Anecdotal and circumstantial evidence suggests that junior soccer was in fact available to Goodes in Mildura at this time had he chosen to play. Indeed, this moment is two years after the time that Chris Tsivoglu and others from the Mildura United club started to encourage Aboriginal children and teenagers in the Mildura region to play soccer as a means of giving them some options and training. In 2006, Selma Milovanovic wrote in the Age that
Mildura United began as a Greek club in 1916 [sic]. But that changed in 1992, when its current president, Chris Tsivoglou, got out of his car in the main street of Merbein to confront bored Koori kids throwing rocks at his car. An older relative stood up to him. Mr .Tsivoglou asked the man whether he could teach the young vandals ball skills so they did not waste their time. The man agreed. Now the young vandals are successful, law-abiding men.
Goodes’ explanation does not seem to tell the whole story.
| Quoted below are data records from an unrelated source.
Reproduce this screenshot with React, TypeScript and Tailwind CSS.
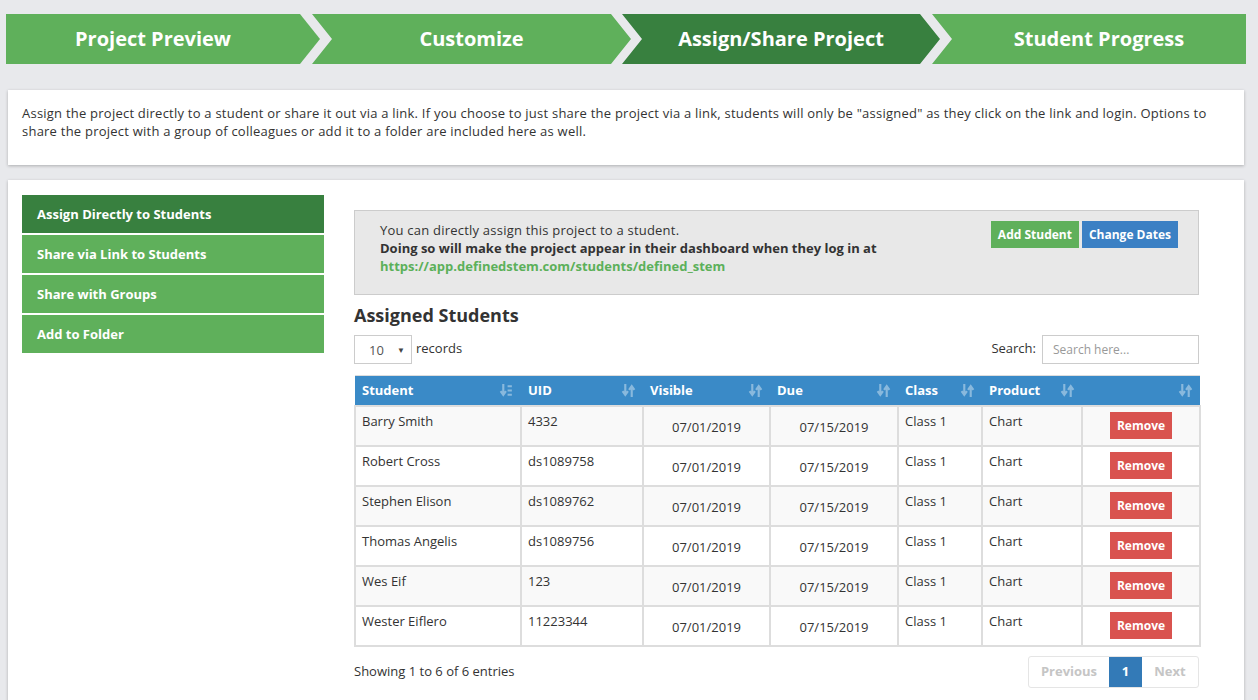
import React from 'react';

const students = [
  { name: 'Barry Smith', uid: '4332' },
  { name: 'Robert Cross', uid: 'ds1089758' },
  { name: 'Stephen Elison', uid: 'ds1089762' },
  { name: 'Thomas Angelis', uid: 'ds1089756' },
  { name: 'Wes Eif', uid: '123' },
  { name: 'Wester Eiflero', uid: '11223344' },
];

const navItems = ['Assign Directly to Students', 'Share via Link to Students', 'Share with Groups', 'Add to Folder'];

function SortIcon({ active }: { active?: boolean }) {
  return (
    <svg width="15" height="15" viewBox="0 0 14 14" className="opacity-40">
      <path d="M4 1v9M1.5 7.5L4 11l2.5-3.5" stroke="#fff" strokeWidth="2" fill="none" />
      {active ? (
        <path d="M8 2h4v2H8zM8 6h4v2H8zM8 10h4v2H8z" fill="#fff" />
      ) : (
        <path d="M10 13V4M7.5 6.5L10 3l2.5 3.5" stroke="#fff" strokeWidth="2" fill="none" />
      )}
    </svg>
  );
}

export default function App() {
  const cols = [
    { label: 'Student', w: 'w-[166px]' },
    { label: 'UID', w: 'w-[122px]' },
    { label: 'Visible', w: 'w-[127px]' },
    { label: 'Due', w: 'w-[128px]' },
    { label: 'Class', w: 'w-[84px]' },
    { label: 'Product', w: 'w-[100px]' },
    { label: '', w: 'w-[118px]' },
  ];

  return (
    <div className="min-h-[700px] bg-[#e8e9ec] text-[#333] font-['Open_Sans',sans-serif] overflow-hidden">
      {/* steps */}
      <div className="flex pl-[6px] pt-[14px]">
        <div className="w-[314px] h-[50px] bg-[#5fb05b] pr-[20px] flex items-center justify-center text-white text-[20px] font-bold [clip-path:polygon(0_0,calc(100%-20px)_0,100%_50%,calc(100%-20px)_100%,0_100%)]">
          Project Preview
        </div>
        <div className="w-[319px] h-[50px] -ml-[8px] bg-[#5fb05b] px-[20px] flex items-center justify-center text-white text-[20px] font-bold [clip-path:polygon(0_0,calc(100%-20px)_0,100%_50%,calc(100%-20px)_100%,0_100%,20px_50%)]">
          Customize
        </div>
        <div className="w-[318px] h-[50px] -ml-[9px] bg-[#38803f] px-[20px] flex items-center justify-center text-white text-[20px] font-bold [clip-path:polygon(0_0,calc(100%-20px)_0,100%_50%,calc(100%-20px)_100%,0_100%,20px_50%)]">
          Assign/Share Project
        </div>
        <div className="w-[314px] h-[50px] -ml-[8px] bg-[#5fb05b] pl-[20px] flex items-center justify-center text-white text-[20px] font-bold [clip-path:polygon(0_0,100%_0,100%_100%,0_100%,20px_50%)]">
          Student Progress
        </div>
      </div>

      {/* description */}
      <div className="mt-[26px] ml-[8px] w-[1236px] h-[75px] bg-white shadow-[0_1px_3px_rgba(0,0,0,0.25)] pl-[14px] pr-[20px] pt-[14px] text-[13px] leading-[18px] tracking-[0.23px]">
        Assign the project directly to a student or share it out via a link. If you choose to just share the project via a link, students will only be "assigned" as they click on the link and login. Options to share the project with a group of colleagues or add it to a folder are included here as well.
      </div>

      {/* main panel */}
      <div className="mt-[15px] ml-[8px] w-[1236px] h-[600px] bg-white shadow-[0_1px_3px_rgba(0,0,0,0.25)] pl-[14px] pt-[15px] flex">
        <div className="w-[302px] flex flex-col gap-[2px]">
          {navItems.map((item, i) => (
            <div
              key={item}
              className={`h-[38px] flex items-center pl-[15px] pt-[1px] text-white text-[13px] font-bold ${i === 0 ? 'bg-[#38803f]' : 'bg-[#5fb05b]'}`}
            >
              {item}
            </div>
          ))}
        </div>

        <div className="ml-[30px] w-[845px] pt-[15px]">
          <div className="h-[85px] bg-[#e8e8e8] border border-[#cccccc] pl-[25px] pr-[20px] pt-[10px] flex justify-between">
            <div className="text-[13px] leading-[18px]">
              <div className="tracking-[0.22px]">You can directly assign this project to a student.</div>
              <div className="font-bold">Doing so will make the project appear in their dashboard when they log in at</div>
              <div className="font-bold text-[#5cb05a]">https://app.definedstem.com/students/defined_stem</div>
            </div>
            <div className="flex gap-[3px] h-[27px]">
              <button className="h-[27px] px-[7px] bg-[#5fb05b] text-white text-[12px] font-bold">Add Student</button>
              <button className="h-[27px] px-[7px] bg-[#3b80c4] text-white text-[12px] font-bold">Change Dates</button>
            </div>
          </div>

          <h2 className="mt-[9px] text-[18px] font-bold leading-[22px]">Assigned Students</h2>

          <div className="mt-[9px] flex justify-between items-start">
            <div className="flex items-start">
              <div className="w-[58px] h-[29px] border border-[#ccc] flex items-center pl-[14px] pr-[6px] justify-between">
                <span className="text-[13px] text-[#555] pt-[2px]">10</span>
                <span className="text-[8px] text-[#444]">▼</span>
              </div>
              <span className="ml-[4px] text-[13px] leading-[26px]">records</span>
            </div>
            <div className="flex items-start">
              <span className="text-[13px] leading-[26px] mr-[6px]">Search:</span>
              <div className="w-[157px] h-[29px] border border-[#ccc] flex items-center pl-[10px] text-[12px] text-[#999]">
                Search here...
              </div>
            </div>
          </div>

          <table className="mt-[11px] w-[845px] border-collapse table-fixed text-[13px]">
            <thead>
              <tr className="bg-[#3a8ac7] h-[30px]">
                {cols.map((c, i) => (
                  <th key={i} className={`${c.w} text-left text-white font-bold px-[7px] border-y border-[#ddd]`}>
                    <div className="flex items-center justify-between">
                      <span>{c.label}</span>
                      <SortIcon active={i === 0} />
                    </div>
                  </th>
                ))}
              </tr>
            </thead>
            <tbody>
              {students.map((s, i) => (
                <tr key={s.name} className={`h-[40px] ${i % 2 === 0 ? 'bg-[#f9f9f9]' : 'bg-white'}`}>
                  <td className="border-2 border-[#ddd] px-[6px] align-top pt-[5px]">{s.name}</td>
                  <td className="border-2 border-[#ddd] px-[6px] align-top pt-[5px]">{s.uid}</td>
                  <td className="border-2 border-[#ddd] text-center pt-[4px]">07/01/2019</td>
                  <td className="border-2 border-[#ddd] text-center pt-[4px]">07/15/2019</td>
                  <td className="border-2 border-[#ddd] px-[6px] align-top pt-[5px]">Class 1</td>
                  <td className="border-2 border-[#ddd] px-[6px] align-top pt-[5px]">Chart</td>
                  <td className="border-2 border-[#ddd] text-center">
                    <button className="w-[62px] h-[27px] bg-[#d9534f] text-white text-[12px] font-bold">Remove</button>
                  </td>
                </tr>
              ))}
            </tbody>
          </table>

          <div className="mt-[9px] flex justify-between items-center">
            <span className="text-[13px]">Showing 1 to 6 of 6 entries</span>
            <div className="flex h-[32px] border border-[#e5e5e5] rounded-[3px] text-[13px] font-bold">
              <span className="w-[80px] flex items-center justify-center text-[#c5c5c5]">Previous</span>
              <span className="w-[33px] flex items-center justify-center bg-[#337ab7] text-white">1</span>
              <span className="w-[56px] flex items-center justify-center text-[#c5c5c5]">Next</span>
            </div>
          </div>
        </div>
      </div>
    </div>
  );
}
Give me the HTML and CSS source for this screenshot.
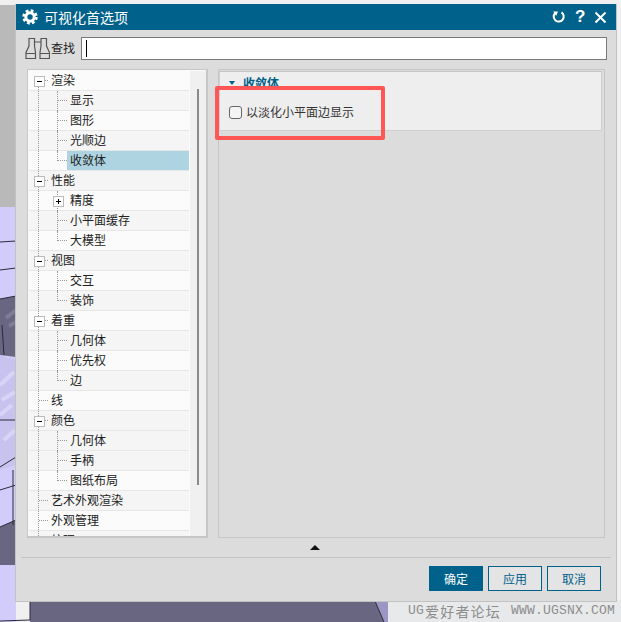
FILE: index.html
```html
<!DOCTYPE html>
<html lang="zh">
<head>
<meta charset="utf-8">
<title>可视化首选项</title>
<link rel="stylesheet" href="styles.css">
</head>
<body>
<svg class="scene" width="621" height="622" viewBox="0 0 621 622">
  <rect class="s-top" x="0" y="0" width="621" height="622"/>
  <rect class="s-grey" x="0" y="5" width="16" height="203"/>
  <rect class="s-lav" x="0" y="207" width="16" height="415"/>
  <polygon class="s-lavd" points="0,355 16,360 16,465 0,470"/>
  <path class="s-streak" d="M0 385 14 372M2 400 15 392M0 415 12 405M4 440 15 430"/>
  <polygon class="s-dark" points="0,299 16,296 16,357 0,355"/>
  <path class="s-streak2" d="M6 318 16 310M9 326 16 322"/>
  <polygon class="s-dark" points="0,527 16,520 16,565 0,565"/>
  <polygon class="s-dark" points="30,600 375,600 384,622 30,622"/>
  <polygon class="s-lav2" points="375,600 388,600 388,622 384,622"/>
  <rect class="s-light" x="388" y="600" width="233" height="22"/>
  <path class="s-line" d="M0 242 16 241M0 270 16 268M0 299 16 296M0 420 16 420M0 467 16 457M0 490 16 485M0 527 16 520M13 470 13 525M2 325 4 355M30 601 30 620 0 621M375 601 384 622"/>
</svg>

<main class="dialog">
  <header class="titlebar">
    <svg class="gear" width="16" height="16" viewBox="0 0 16 16">
      <circle class="gear-teeth" cx="8" cy="8" r="6"/>
      <circle class="gear-ring" cx="8" cy="8" r="4.2"/>
    </svg>
    <h1 class="title">可视化首选项</h1>
    <div class="title-actions">
      <svg width="14" height="14" viewBox="0 0 14 14"><path class="ti-stroke" d="M9.5 2.4A5 5 0 1 1 3 3.2"/><path class="ti-fill" d="M1.2 1.5 6 1.5 4.2 6Z"/></svg>
      <span class="help">?</span>
      <svg width="13" height="13" viewBox="0 0 13 13"><path class="ti-stroke" d="M1.5 1.5 11.5 11.5M11.5 1.5 1.5 11.5"/></svg>
    </div>
  </header>

  <div class="search">
    <svg class="binoculars" width="25" height="24" viewBox="0 0 25 24">
      <path class="bino" d="M4 2.5H9.5V10L10.5 16.5V22.5H1V16.5L4 10ZM16 2.5H21.5V10L24.5 16.5V22.5H15V16.5L16 10ZM9.5 6H16M1 17.5H10.5M15 17.5H24.5"/>
    </svg>
    <span class="search-label">查找</span>
    <div class="search-input"><span class="caret"></span></div>
  </div>

  <div class="content">
    <nav class="tree">
      <div class="rows">
        <span class="root-guide"></span>
        <div class="row top branch">渲染</div>
        <div class="row child alt">显示</div>
        <div class="row child">图形</div>
        <div class="row child alt">光顺边</div>
        <div class="row child last sel"><span class="sel-text">收敛体</span></div>
        <div class="row top branch alt">性能</div>
        <div class="row child plus">精度</div>
        <div class="row child alt">小平面缓存</div>
        <div class="row child last">大模型</div>
        <div class="row top branch alt">视图</div>
        <div class="row child">交互</div>
        <div class="row child last alt">装饰</div>
        <div class="row top branch">着重</div>
        <div class="row child alt">几何体</div>
        <div class="row child">优先权</div>
        <div class="row child last alt">边</div>
        <div class="row top leaf">线</div>
        <div class="row top branch alt">颜色</div>
        <div class="row child alt">几何体</div>
        <div class="row child alt">手柄</div>
        <div class="row child last">图纸布局</div>
        <div class="row top leaf alt">艺术外观渲染</div>
        <div class="row top leaf">外观管理</div>
        <div class="row top leaf alt">纹理</div>
      </div>
      <div class="scrollbar"><span class="thumb"></span></div>
    </nav>

    <section class="panel">
      <div class="group">
        <div class="group-head"><span class="tri"></span><span>收敛体</span></div>
        <label class="check"><span class="box"></span>以淡化小平面边显示</label>
      </div>
    </section>
  </div>

  <div class="collapse"><span class="collapse-tri"></span></div>

  <footer class="actions">
    <button class="btn primary">确定</button>
    <button class="btn">应用</button>
    <button class="btn">取消</button>
  </footer>
</main>

<div class="callout"></div>
<div class="watermark"><span class="wm-a">UG</span><span class="wm-c">爱好者论坛</span><span class="wm-a">WWW.UGSNX.COM</span></div>
</body>
</html>
```

FILE: styles.css
```css
* { box-sizing: border-box; }
html, body { margin: 0; padding: 0; }
body {
  width: 621px;
  height: 622px;
  overflow: hidden;
  position: relative;
  background: #f0f0f0;
  font: 12px/20px "Noto Sans CJK SC", "Noto Sans", sans-serif;
  color: #222;
}

.scene { position: absolute; left: 0; top: 0; display: block; }
.s-top { fill: #f0f0f0; }
.s-grey { fill: #b9b9b9; }
.s-lav { fill: #d2ccfa; }
.s-lav2 { fill: #9c96c4; }
.s-lavd { fill: #c8c2ee; }
.s-dark { fill: #686680; }
.s-light { fill: #e8e9ea; }
.s-line { fill: none; stroke: #2c2a3a; stroke-width: 1; }
.s-streak { fill: none; stroke: #d8d4f6; stroke-width: 4; }
.s-streak2 { fill: none; stroke: #7e7c96; stroke-width: 4; }

.dialog {
  position: absolute;
  left: 15px;
  top: 4px;
  width: 602px;
  height: 598px;
  display: flex;
  flex-direction: column;
  background: #dcdcdc;
  border: 1px solid #c2c2c2;
  border-top: 0;
}

.titlebar {
  height: 26px;
  flex: none;
  display: flex;
  align-items: center;
  background: #00618a;
  color: #fff;
  padding: 0 9px 0 6px;
}
.gear { flex: none; }
.gear-teeth { fill: none; stroke: #fff; stroke-width: 3.4; stroke-dasharray: 2.6 2.1; }
.gear-ring { fill: none; stroke: #fff; stroke-width: 3; }
.title { margin: 0 0 0 6px; font-size: 14px; font-weight: 400; line-height: 26px; }
.title-actions { margin-left: auto; display: flex; align-items: center; gap: 9px; }
.title-actions svg { display: block; }
.ti-stroke { fill: none; stroke: #fff; stroke-width: 2; }
.ti-fill { fill: #fff; }
.help { font: 700 17px/26px "Liberation Sans", sans-serif; width: 10px; text-align: center; }

.search {
  height: 34px;
  flex: none;
  display: flex;
  align-items: center;
  padding: 2px 9px 0 9px;
}
.binoculars { flex: none; display: block; }
.bino { fill: none; stroke: #555; stroke-width: 1.2; }
.search-label { margin-left: 1px; width: 30px; flex: none; }
.search-input {
  flex: 1;
  height: 23px;
  background: #fff;
  border: 1px solid #7a7a7a;
  display: flex;
  align-items: center;
  padding-left: 4px;
}
.caret { width: 1px; height: 17px; background: #000; }

.content {
  height: 469px;
  flex: none;
  display: flex;
  padding: 0 11px 0 11px;
  margin-top: 5px;
  gap: 10px;
}

.tree {
  width: 181px;
  flex: none;
  display: flex;
  background: #fbfbfb;
  border: 1px solid #c6c6c6;
  border-right-width: 2px;
  border-bottom-width: 2px;
  padding: 1px 0 0 1px;
  overflow: hidden;
}
.rows { width: 160px; flex: none; position: relative; overflow: hidden; }
.root-guide {
  position: absolute;
  left: 9px;
  top: 15px;
  bottom: 0;
  border-left: 1px dotted #999;
  z-index: 1;
}
.row {
  height: 20px;
  position: relative;
  background: #fbfbfb;
  border-bottom: 1px solid #e6e6e6;
  line-height: 17px;
  white-space: nowrap;
}
.row.alt { background: #f5f5f5; }
.top { padding-left: 22px; }
.child { padding-left: 41px; }
.top::after {
  content: "";
  position: absolute;
  left: 10px;
  top: 9px;
  width: 9px;
  border-top: 1px dotted #999;
}
.branch::after { left: 15px; width: 4px; }
.branch::before {
  content: "";
  position: absolute;
  left: 5px;
  top: 5px;
  width: 9px;
  height: 9px;
  background:
    linear-gradient(#000, #000) center / 5px 1px no-repeat,
    #fff;
  border: 1px solid #bbb;
  z-index: 2;
}
.child::before {
  content: "";
  position: absolute;
  left: 28px;
  top: 0;
  height: 20px;
  border-left: 1px dotted #999;
}
.child.last::before { height: 10px; }
.child::after {
  content: "";
  position: absolute;
  left: 29px;
  top: 9px;
  width: 9px;
  border-top: 1px dotted #999;
}
.plus::after {
  left: 24px;
  top: 5px;
  width: 9px;
  height: 9px;
  background:
    linear-gradient(#000, #000) center / 5px 1px no-repeat,
    linear-gradient(#000, #000) center / 1px 5px no-repeat,
    #fff;
  border: 1px solid #bbb;
}
.sel { padding-left: 38px; background: #fbfbfb; }
.sel-text { display: block; height: 19px; background: #add4e0; padding-left: 3px; }

.scrollbar { flex: 1; background: #f0f0f0; margin-left: 1px; padding-top: 18px; display: flex; justify-content: center; }
.thumb { width: 2px; height: 396px; background: #8a8a8a; }

.panel {
  flex: 1;
  border: 1px solid #c6c6c6;
  background: #dcdcdc;
  padding: 1px 2px 0 0;
}
.group {
  height: 60px;
  background: #eeeeee;
  border: 1px solid #cfcfcf;
  border-top-color: #c6c6c6;
  padding-left: 9px;
}
.group-head {
  height: 22px;
  display: flex;
  align-items: center;
  color: #00618a;
  font-weight: 700;
}
.tri {
  width: 0;
  height: 0;
  border-left: 3.5px solid transparent;
  border-right: 3.5px solid transparent;
  border-top: 4px solid #00618a;
  margin-right: 8px;
}
.check { display: flex; align-items: center; height: 20px; margin-top: 8px; color: #333; }
.box {
  width: 13px;
  height: 13px;
  border: 1px solid #666;
  border-radius: 3px;
  background: #f4f4f4;
  margin-right: 4px;
}

.collapse {
  height: 20px;
  flex: none;
  display: flex;
  justify-content: center;
  align-items: center;
  margin: 0 5px;
  border-bottom: 1px solid #c4c4c4;
  padding-right: 2px;
}
.collapse-tri {
  width: 0;
  height: 0;
  border-left: 5px solid transparent;
  border-right: 5px solid transparent;
  border-bottom: 5px solid #111;
}

.actions {
  display: flex;
  justify-content: flex-end;
  gap: 5px;
  padding: 8px 15px 0 0;
}
.btn {
  width: 54px;
  height: 25px;
  padding: 0;
  background: #e4e4e4;
  border: 1px solid #00618a;
  color: #00618a;
  font: inherit;
  line-height: 22px;
}
.btn.primary { background: #00618a; color: #fff; }

.callout {
  position: absolute;
  left: 215px;
  top: 86px;
  width: 170px;
  height: 54px;
  border: 4px solid #ff5555;
  border-radius: 2px;
}
.watermark {
  position: absolute;
  left: 408px;
  top: 600px;
  width: 213px;
  height: 21px;
  display: flex;
  align-items: center;
  color: #8d8d8d;
  white-space: nowrap;
}
.wm-a { font: 13px/20px "Liberation Mono", monospace; letter-spacing: 0.2px; }
.wm-c { font: 14px/20px "Noto Sans CJK SC", sans-serif; letter-spacing: 1.2px; margin: 0 10px 0 1px; }
```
The kinds of pressures brought to bear on Matera, and the ‘ethnic’ and ‘soccer-as-a-kid’ factors mentioned by Lewis seem to be more adequate explanations. Goodes’ mother’s innocuously framed suggestion obscures a massive cultural pressure: Australian Rules has more symbolic power in the communities, therefore grown men play Australian Rules; they do not belong in soccer, a game for ethnics and kids.
It is not within Gorman’s ambit to discuss the complex mechanics of such code shifts. Nonetheless, his failure to draw out the cultural pressure imparted on Aboriginal men to live up to certain sporting expectations from both outside and within their communities allows the rhetoric of nature and inevitability to over-ride the specific dynamics of any given individual’s story.